Zdumiewające jest, jak często w tym jednym wywiadzie Pan sam sobie przeczy. W jednej części swojej wypowiedzi stwierdził Pan, że wpływy z mandatów nie są traktowane jako wpływy do budżetu, a same mandaty mają działać prewencyjnie na społeczeństwo. W kolejnej części wywiadu możemy już usłyszeć, że „od protestów ani pieniędzy nie przybywa w budżecie policji ani innych służb, wręcz przeciwnie – ubywa”. To jak to jest z tymi mandatami Panie Ministrze? Czy powinniśmy jednak nakładać ich jak najwięcej, żeby zagwarantować środki na sprawne działanie służb mundurowych? A może to z powodu naszego protestu brakło Komendantowi Głównemu Policji na zabezpieczenie pilnych płatności?

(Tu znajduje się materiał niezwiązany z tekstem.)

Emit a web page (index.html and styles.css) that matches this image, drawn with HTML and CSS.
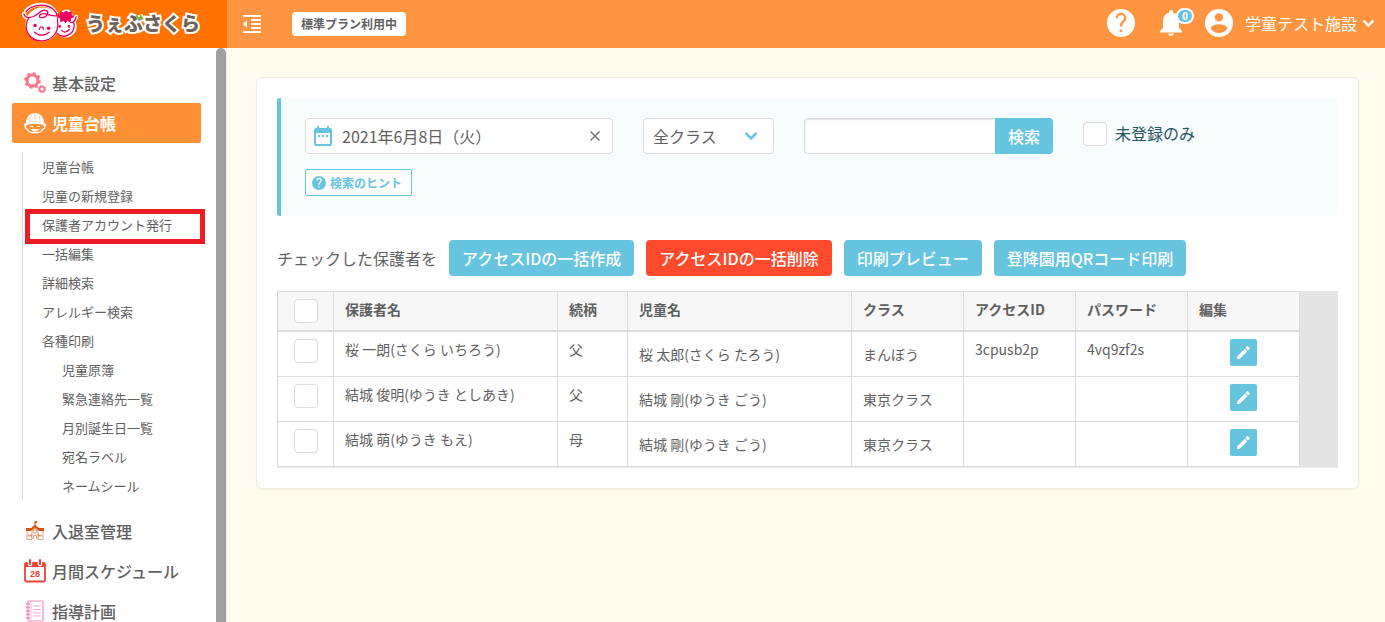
FILE: index.html
```html
<!DOCTYPE html>
<html lang="ja">
<head>
<meta charset="utf-8">
<meta name="viewport" content="width=device-width, initial-scale=1">
<title>保護者アカウント発行 | うぇぶさくら</title>
<link rel="stylesheet" href="styles.css">
</head>
<body>
<svg class="sprite" aria-hidden="true">
  <symbol id="i-help" viewBox="0 0 24 24"><path fill-rule="evenodd" d="M12 0a12 12 0 1 0 0 24 12 12 0 0 0 0-24zm1.100 19.700h-2.200v-2.200h2.200zm2.500-9.300-1.100 1.200c-.9.9-1.400 1.700-1.400 3.500h-2.200v-.6c0-1.300.5-2.500 1.400-3.400l1.500-1.600c.5-.4.8-1 .8-1.800a2.600 2.600 0 0 0-5.200 0H7.400a4.600 4.600 0 1 1 9.200 0c0 1.100-.4 2-1 2.700z"/></symbol>
  <symbol id="i-pencil" viewBox="0 0 24 24"><path d="M3 17.500V21h3.500L17.300 10.200l-3.500-3.500zM20.700 7a1 1 0 0 0 0-1.400l-2.300-2.300a1 1 0 0 0-1.400 0l-2.300 2.300 3.700 3.700z"/></symbol>
  <symbol id="i-chevron" viewBox="0 0 14 10"><path d="M1.500 1.800 7 7.300l5.500-5.500" fill="none" stroke="currentColor" stroke-width="2.600"/></symbol>
</svg>

<header class="header">
  <a class="brand" href="#">
    <svg class="brand-mark" viewBox="0 0 60 44" aria-hidden="true">
      <g fill="#fff" stroke="#fff" stroke-width="3" stroke-linejoin="round" stroke-linecap="round">
        <circle cx="21" cy="23" r="16"/><circle cx="45" cy="25" r="10"/><circle cx="46" cy="14" r="5"/>
        <path d="M2 12c1 6 9 5 14 2M4 9c8-9 25-9 31 2M56 15c-1 4-3 6-6 6" fill="none" stroke-width="4"/>
      </g>
      <g fill="none" stroke="#e8005f" stroke-width="1.300" stroke-linecap="round" stroke-linejoin="round">
        <path d="M2 12c1 5 8 5 13 1 5-4 8-6 11-4 2 2-1 7-5 7s-4-3 0-4c5-1 8 3 16 2"/>
        <path d="M4 10C10 2 25 1 32 7c2 2 4 4 4 6M7 16c-7 12 1 24 13 24 11 0 18-9 17-19-1-3 0-5 1-8"/>
        <path d="M36 32c7 7 18 1 18-8 0-2-1-3-1-4M56 15c-1 4-2 6-6 6"/>
        <path d="M13 31c4 4 11 4 15 0M18 28v-1c1-2 4-2 4 0v1M41 29c2 3 6 2 8-1"/>
      </g>
      <g fill="#e8005f">
        <circle cx="13.500" cy="24" r="1.800"/><circle cx="27.500" cy="27" r="1.800"/><circle cx="39" cy="25" r="1.400"/><circle cx="48.500" cy="25" r="1.400"/>
        <path d="m46 9 2 2 3-1v3l2 2-3 2v3l-3-1-2 2-2-2-3 1v-3l-2-2 2-2v-3l3 1z" stroke="#e8005f" stroke-width="1" stroke-linejoin="round"/>
      </g>
    </svg>
    <span class="brand-name">うぇぶさくら
      <svg class="brand-leaf" width="9" height="7" viewBox="0 0 9 7" aria-hidden="true"><path d="m1.500 2 2 3M5.500 1.500l2 3" stroke="#7cc52c" stroke-width="2" stroke-linecap="round"/></svg>
    </span>
  </a>
  <div class="toolbar">
    <button class="icon-button" type="button" aria-label="メニューを閉じる">
      <svg width="18" height="18" viewBox="0 0 18 18" fill="#fff"><path d="M0 0h18v2H0zM8 4h10v2H8zM8 8h10v2H8zM8 12h10v2H8zM0 16h18v2H0zM4 5v8L0 9z"/></svg>
    </button>
    <span class="plan">標準プラン利用中</span>
    <div class="toolbar-right">
      <button class="icon-button" type="button" aria-label="ヘルプ"><svg width="28" height="28" fill="#fff"><use href="#i-help"/></svg></button>
      <button class="icon-button bell" type="button" aria-label="お知らせ">
        <svg width="22" height="26" viewBox="0 0 22 26" fill="#fff"><path d="M11 26a2.800 2.800 0 0 0 2.800-2.500H8.200A2.800 2.800 0 0 0 11 26zM19 18v-7c0-4-2.200-7.300-6-8.200V2a2 2 0 0 0-4 0v.8C5.200 3.700 3 7 3 11v7l-3 3v1.500h22V21z"/></svg>
        <span class="badge">0</span>
      </button>
      <button class="account" type="button">
        <svg width="28" height="28" viewBox="0 0 28 28" fill="#fff"><path d="M14 0a14 14 0 1 0 0 28 14 14 0 0 0 0-28zm0 4.200a4.200 4.200 0 1 1 0 8.400 4.200 4.200 0 0 1 0-8.400zm0 19.900a10 10 0 0 1-8.400-4.500c0-2.800 5.600-4.300 8.400-4.300s8.400 1.500 8.400 4.300A10 10 0 0 1 14 24z"/></svg>
        <span class="account-name">学童テスト施設</span>
        <svg width="13" height="9"><use href="#i-chevron"/></svg>
      </button>
    </div>
  </div>
</header>

<div class="shell">
  <nav class="sidebar" aria-label="メインメニュー">
    <ul class="menu">
      <li><a class="menu-link" href="#">
        <svg class="menu-icon" viewBox="0 0 22 22" fill="none" stroke="#ff7488"><circle cx="8.500" cy="8.500" r="5.500" stroke-width="3"/><circle cx="8.500" cy="8.500" r="7.300" stroke-width="2" stroke-dasharray="3 2.730"/><circle cx="18" cy="17" r="2.500" stroke-width="1.700"/><circle cx="18" cy="17" r="3.500" stroke-width="1.200" stroke-dasharray="1.500 1.250"/></svg>
        基本設定</a></li>
      <li><a class="menu-link active" href="#" aria-current="true">
        <svg class="menu-icon" viewBox="0 0 22 22"><path d="M2 11C2 5 6 1 11 1s9 4 9 10l2 1v2c-6-3-16-3-22 0v-2z" fill="#fff"/><path d="M8 2.500C6 5 6 8 6 10.500M14 2.500c2 2.500 2 5.500 2 8M11 1v9" fill="none" stroke="#ff9540" stroke-width=".5"/><path d="M3 13c-3 0-2 4 0 4 2 5 14 5 16 0 2 0 3-4 0-4" fill="none" stroke="#fff" stroke-width="1.300"/><path d="M6 14.500h3M13 14.500h3M8 17.500c2 2 4 2 6 0z" fill="#fff" stroke="#fff" stroke-width="1.200"/></svg>
        児童台帳</a>
        <ul class="submenu">
          <li><a href="#">児童台帳</a></li>
          <li><a href="#">児童の新規登録</a></li>
          <li class="marked"><a href="#">保護者アカウント発行</a></li>
          <li><a href="#">一括編集</a></li>
          <li><a href="#">詳細検索</a></li>
          <li><a href="#">アレルギー検索</a></li>
          <li><a href="#">各種印刷</a>
            <ul class="nested">
              <li><a href="#">児童原簿</a></li>
              <li><a href="#">緊急連絡先一覧</a></li>
              <li><a href="#">月別誕生日一覧</a></li>
              <li><a href="#">宛名ラベル</a></li>
              <li><a href="#">ネームシール</a></li>
            </ul>
          </li>
        </ul>
      </li>
      <li><a class="menu-link" href="#">
        <svg class="menu-icon" viewBox="0 0 22 22"><path d="M3 11v8.500h5v-7M19 11v8.500h-5v-7" fill="#fff" stroke="#dfa67b"/><path d="M8 19.500V11l3-3 3 3v8.500" fill="#fff" stroke="#dfa67b"/><path d="M10.500 1H13v2h-1.500v2l3.500 3h5v3h-5l-4-3.500L7 11H2V8h5l3.500-3z" fill="#d35410"/><circle cx="11" cy="11.500" r="1.700" fill="#fff" stroke="#dd8750" stroke-width=".8"/><path d="M9.500 19v-3.500h3V19" fill="none" stroke="#dfa67b"/><path d="M4.500 14.500h1v2h-1zm2 0h1v2h-1zm8 0h1v2h-1zm2 0h1v2h-1z" fill="#d35410"/></svg>
        入退室管理</a></li>
      <li><a class="menu-link" href="#">
        <svg class="menu-icon" viewBox="0 0 22 22"><rect x="1" y="3" width="20" height="18.500" rx="1.500" fill="#fff" stroke="#e94335" stroke-width="1.800"/><path d="M1 3h20v4H1z" fill="#e94335"/><path d="M6 1v3M16 1v3" stroke="#fff" stroke-width="4.500" stroke-linecap="round"/><path d="M6 0v4M16 0v4" stroke="#e94335" stroke-width="2.200" stroke-linecap="round"/><text class="calendar-day" x="11" y="17" text-anchor="middle">28</text></svg>
        月間スケジュール</a></li>
      <li><a class="menu-link" href="#">
        <svg class="menu-icon" viewBox="0 0 22 22" fill="none" stroke="#f78bbf"><rect x="4" y="1" width="15" height="20" rx="1" stroke-width="1.200"/><path d="M7 1v20" stroke-width=".6"/><path d="M2 4h4M2 7.500h4M2 11h4M2 14.500h4M2 18h4" stroke-width="1.500"/><path d="M9.500 6h7M9.500 9.500h7M9.500 13h7M9.500 16h7" stroke-width=".8"/></svg>
        指導計画</a></li>
    </ul>
    <div class="scroll-thumb"></div>
  </nav>

  <main class="content">
    <section class="card">
      <form class="filter">
        <div class="filter-row">
          <div class="date-field">
            <svg width="18" height="20" viewBox="0 0 18 20"><path d="M16 2h-1V0h-2v2H5V0H3v2H2a2 2 0 0 0-2 2v14a2 2 0 0 0 2 2h14a2 2 0 0 0 2-2V4a2 2 0 0 0-2-2zm0 16H2V7h14zM4 9h2v2H4zm4 0h2v2H8zm4 0h2v2h-2z" fill="#67c4df"/></svg>
            <input type="text" aria-label="日付" value="2021年6月8日（火）">
            <button class="icon-button" type="button" aria-label="日付をクリア"><svg width="10" height="10" viewBox="0 0 10 10"><path d="m.5.5 9 9m0-9-9 9" stroke="#666" stroke-width="1.300"/></svg></button>
          </div>
          <div class="select-field">
            <select aria-label="クラス"><option>全クラス</option></select>
            <svg width="14" height="10"><use href="#i-chevron"/></svg>
          </div>
          <div class="search-field">
            <input type="text" aria-label="キーワード">
            <button type="submit">検索</button>
          </div>
          <label class="check-label"><input class="check" type="checkbox"><span>未登録のみ</span></label>
        </div>
        <button class="hint" type="button"><svg width="14" height="14"><use href="#i-help"/></svg>検索のヒント</button>
      </form>

      <div class="actions">
        <span>チェックした保護者を</span>
        <button class="button" type="button">アクセスIDの一括作成</button>
        <button class="button danger" type="button">アクセスIDの一括削除</button>
        <button class="button" type="button">印刷プレビュー</button>
        <button class="button" type="button">登降園用QRコード印刷</button>
      </div>

      <div class="table-wrap">
        <table>
          <colgroup><col class="c-check"><col class="c-name"><col class="c-rel"><col class="c-name"><col class="c-std"><col class="c-std"><col class="c-std"><col class="c-edit"></colgroup>
          <thead>
            <tr><th><input class="check" type="checkbox" aria-label="すべて選択"></th><th>保護者名</th><th>続柄</th><th>児童名</th><th>クラス</th><th>アクセスID</th><th>パスワード</th><th>編集</th></tr>
          </thead>
          <tbody>
            <tr><td><input class="check" type="checkbox" aria-label="桜 一朗を選択"></td><td>桜 一朗(さくら いちろう)</td><td>父</td><td class="child">桜 太郎(さくら たろう)</td><td class="child">まんぼう</td><td>3cpusb2p</td><td>4vq9zf2s</td><td><button class="edit" type="button" aria-label="編集"><svg width="17" height="17"><use href="#i-pencil"/></svg></button></td></tr>
            <tr><td><input class="check" type="checkbox" aria-label="結城 俊明を選択"></td><td>結城 俊明(ゆうき としあき)</td><td>父</td><td class="child">結城 剛(ゆうき ごう)</td><td class="child">東京クラス</td><td></td><td></td><td><button class="edit" type="button" aria-label="編集"><svg width="17" height="17"><use href="#i-pencil"/></svg></button></td></tr>
            <tr><td><input class="check" type="checkbox" aria-label="結城 萌を選択"></td><td>結城 萌(ゆうき もえ)</td><td>母</td><td class="child">結城 剛(ゆうき ごう)</td><td class="child">東京クラス</td><td></td><td></td><td><button class="edit" type="button" aria-label="編集"><svg width="17" height="17"><use href="#i-pencil"/></svg></button></td></tr>
          </tbody>
        </table>
      </div>
    </section>
  </main>
</div>
</body>
</html>
```
FILE: styles.css
```css
:root {
  --orange: #ff9540;
  --blue: #67c4df;
  --line: #dadada;
  --text: #5f5f5f;
}

* { box-sizing: border-box; }

body {
  display: flex;
  flex-direction: column;
  height: 100vh;
  margin: 0;
  overflow: hidden;
  background: #fffaee;
  color: var(--text);
  font: 16px/24px "Noto Sans CJK JP", sans-serif;
}

button, input, select { font: inherit; color: inherit; }

button {
  padding: 0;
  border: 0;
  background: none;
  cursor: pointer;
}

a { color: inherit; text-decoration: none; }

ul { margin: 0; padding: 0; list-style: none; }

svg { display: block; flex: none; }

.sprite { position: absolute; width: 0; height: 0; }

/* Header */
.header { display: flex; flex: none; height: 48px; }

.brand {
  display: flex;
  align-items: center;
  gap: 6px;
  width: 227px;
  padding: 0 0 2px 22px;
  background: #ff7200;
}

.brand-mark { width: 58px; height: 43px; }

.brand-name {
  position: relative;
  color: #6f6259;
  font-size: 19px;
  font-weight: 900;
  white-space: nowrap;
  -webkit-text-stroke: 4px #fff;
  paint-order: stroke fill;
}

.brand-leaf {
  position: absolute;
  top: 3px;
  left: 49px;
}

.toolbar {
  display: flex;
  flex: 1;
  align-items: center;
  padding: 0 10px 0 16px;
  background: var(--orange);
  color: #fff;
}

.plan {
  margin-left: 31px;
  padding: 0 9px;
  border-radius: 4px;
  background: #fff;
  color: var(--text);
  font-size: 12px;
  font-weight: 700;
}

.toolbar-right {
  display: flex;
  align-items: center;
  margin-left: auto;
  padding-bottom: 2px;
}

.bell { position: relative; margin: 0 23px 0 25px; }

.badge {
  position: absolute;
  top: -2px;
  left: 16px;
  width: 18px;
  height: 16px;
  border: 2px solid #fff;
  border-radius: 8px;
  background: var(--blue);
  font: 700 12px/12px "Liberation Serif", serif;
}

.account { display: flex; align-items: center; }
.account-name { margin: 0 5px 0 12px; }

/* Sidebar */
.shell { display: flex; flex: 1; min-height: 0; }

.sidebar {
  display: flex;
  flex: none;
  width: 227px;
  overflow: hidden;
  border-right: 1px solid #eee;
  background: #fff;
}

.menu { flex: 1; padding: 15px 15px 0 12px; }

.menu-link {
  display: flex;
  align-items: center;
  gap: 6px;
  height: 40px;
  padding: 0 12px;
  font-weight: 500;
}

.menu-link.active {
  border-radius: 2px;
  background: #ff9035;
  color: #fff;
  font-weight: 700;
}

.menu-icon { width: 22px; height: 22px; overflow: visible; }

.calendar-day { fill: #e94335; font: 700 9px "Liberation Sans", sans-serif; }

.submenu {
  margin: 9px 0 11px 10px;
  border-left: 1px solid var(--line);
  font-size: 13px;
  line-height: 29px;
}

.submenu a { display: block; padding-left: 19px; }
.nested { padding-left: 20px; }

.marked { position: relative; }

.marked::after {
  content: "";
  position: absolute;
  inset: -1px -4px -5px 2px;
  border: 5px solid #ed1c24;
  pointer-events: none;
}

.scroll-thumb {
  width: 10px;
  border-radius: 5px 5px 0 0;
  background: #9f9f9f;
}

/* Card */
.content { flex: 1; min-width: 0; padding: 29px 26px 0 29px; overflow: auto; }

.card {
  padding: 20px;
  border: 1px solid #f0ece2;
  border-radius: 6px;
  background: #fff;
  box-shadow: 0 1px 2px rgba(0, 0, 0, .04);
}

.filter {
  padding: 20px 24px;
  border-left: 4px solid var(--blue);
  border-radius: 3px;
  background: #f7fdfd;
}

.filter-row { display: flex; flex-wrap: wrap; gap: 30px; }

.date-field,
.select-field select,
.search-field input {
  height: 36px;
  border: 1px solid var(--line);
  border-radius: 4px;
  background: #fff;
}

.date-field {
  display: flex;
  align-items: center;
  gap: 10px;
  width: 308px;
  padding: 0 12px 0 8px;
}

.date-field input {
  flex: 1;
  min-width: 0;
  padding: 0;
  border: 0;
  outline: 0;
}

.select-field { position: relative; width: 131px; }

.select-field select {
  width: 100%;
  padding: 0 9px;
  appearance: none;
}

.select-field svg {
  position: absolute;
  top: 13px;
  right: 16px;
  color: var(--blue);
  pointer-events: none;
}

.search-field { display: flex; }

.search-field input {
  width: 191px;
  border-right: 0;
  border-radius: 4px 0 0 4px;
  box-shadow: inset 0 1px 2px rgba(0, 0, 0, .1);
}

.search-field button {
  width: 58px;
  border-radius: 0 4px 4px 0;
  background: var(--blue);
  color: #fff;
  font-weight: 500;
}

.check-label {
  display: flex;
  gap: 8px;
  align-items: center;
  height: 32px;
  color: #255563;
}

.check-label span { padding-bottom: 2px; }

.check {
  display: block;
  flex: none;
  width: 24px;
  height: 24px;
  margin: 0;
  border: 1px solid var(--line);
  border-radius: 4px;
  background: #fff;
  appearance: none;
}

.check:checked { background: var(--blue); }

.hint {
  display: flex;
  align-items: center;
  gap: 4px;
  height: 27px;
  margin-top: 15px;
  padding: 0 9px 0 6px;
  border: 1px solid var(--blue);
  border-radius: 2px;
  background: #fff;
  color: var(--blue);
  font-size: 12px;
  font-weight: 700;
}

.hint svg, .edit svg { fill: currentColor; }

.actions {
  display: flex;
  flex-wrap: wrap;
  align-items: center;
  gap: 12px;
  margin: 24px 0 15px;
}

.button {
  height: 36px;
  padding: 0 13px;
  border-radius: 4px;
  background: var(--blue);
  color: #fff;
  font-weight: 500;
}

.danger { background: #ff4a2d; }

/* Table */
.table-wrap {
  overflow-x: auto;
  border-bottom: 1px solid #ebebeb;
  background: #e4e4e4;
}

table {
  width: 1023px;
  border-spacing: 0;
  table-layout: fixed;
  background: #fff;
  font-size: 14px;
  line-height: 21px;
}

.c-check { width: 56px; }
.c-name { width: 224px; }
.c-rel { width: 70px; }
.c-std { width: 112px; }
.c-edit { width: 113px; }

th, td {
  height: 45px;
  padding: 7px 11px;
  border: solid var(--line);
  border-width: 0 0 1px 1px;
  text-align: left;
  vertical-align: top;
}

th {
  height: 41px;
  padding-bottom: 0;
  border-top-width: 1px;
  border-bottom-width: 2px;
  background: #f7f7f7;
  font-weight: 700;
}

th:last-child, td:last-child { border-right-width: 1px; }

.child { padding-top: 12px; padding-bottom: 0; }

th .check, td .check { margin: 0 auto; }

.edit {
  display: flex;
  align-items: center;
  justify-content: center;
  width: 27px;
  height: 27px;
  margin: 0 auto;
  border-radius: 2px;
  background: var(--blue);
  color: #fff;
}
```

Równie bulwersujące były Pańskie sugestie, że to NSZZ Policjantów blokuje powstanie większej ilości związków zawodowych w Policji. Zważywszy na Pańską pozycję, brak wiedzy na temat procesu stanowienia aktów prawnych w randze ustawy niepokoi. Niby w jaki sposób związek zawodowy policjantów miałby zmienić, bądź blokować zmianę ustawy o Policji, która wprowadziła zapis o dopuszczalności tworzenia jednego związku w Policji. Przypominamy dlaczego tak się stało: otóż ówczesny minister Czesław Kiszczak zamierzał spacyfikować Niezależny Związek Zawodowy Policjantów tworząc równoległe związki złożone z esbeków i podległych mu komendantów. Chce Pan iść ta drogą? Nie wierzymy.
Panie Ministrze,
niedopuszczalne są Pańskie sugestie, że to związek zawodowy działający w Policji przez prowadzoną akcję protestacyjną będzie odpowiedzialny za spadek bezpieczeństwa w Polsce. Proszę nie przerzucać na nas odpowiedzialności. To nie my odpowiadamy za braki kadrowe. A one w dużo większym stopniu zagrażają bezpieczeństwu niż trwający protest. Protest, którego celem jest stworzenie w Policji warunków, które zachęciłyby do wstępowania do służby i pozostania w niej.
To nie Związek odpowiada za sytuację w jakiej znalazła się obecnie Policja. Tu się z Panem zgadzamy, że jest ona wynikiem wieloletnich zaniedbań różnych rządów. Z zastrzeżeniem: zawsze Związek przeciw temu protestował. Często z Panem w jednym szeregu.
Jednakże teraz to na obecnie rządzących spoczywa odpowiedzialność za rozwiązanie tego kryzysu. Odkładanie w czasie tylko go pogłębi.
Ten niefortunny wywiad, a właściwie monolog, rozpoczął Pan od stwierdzenia, że akcja protestacyjna służb mundurowych jest ABSOLUTNIE NIEUZASADNIONA, stwarzając na wstępie przepaść między słowami swojego zwierzchnika ministra Joachima Brudzińskiego, który w każdej wypowiedzi podkreśla, że rozumie i PODZIELA postulaty funkcjonariuszy.
Na szczęście wywiad zakończył Pan już słowami ministra Brudzińskiego, że „na bezpieczeństwie nie wolno oszczędzać, bo to zawsze źle się kończy„.
I tym samym twierdzeniem zakończę nasz apel pisany w imieniu kilkudziesięciu tysięcy funkcjonariuszy. My wszyscy pod tym stwierdzeniem możemy się podpisać.
Nadal czekamy na propozycję porozumienia dającą GWARANCJĘ realizacji naszych postulatów i rzetelny dialog na temat problemów służb mundurowych. Propozycję porozumienia, pod którym wszyscy będziemy się mogli podpisać.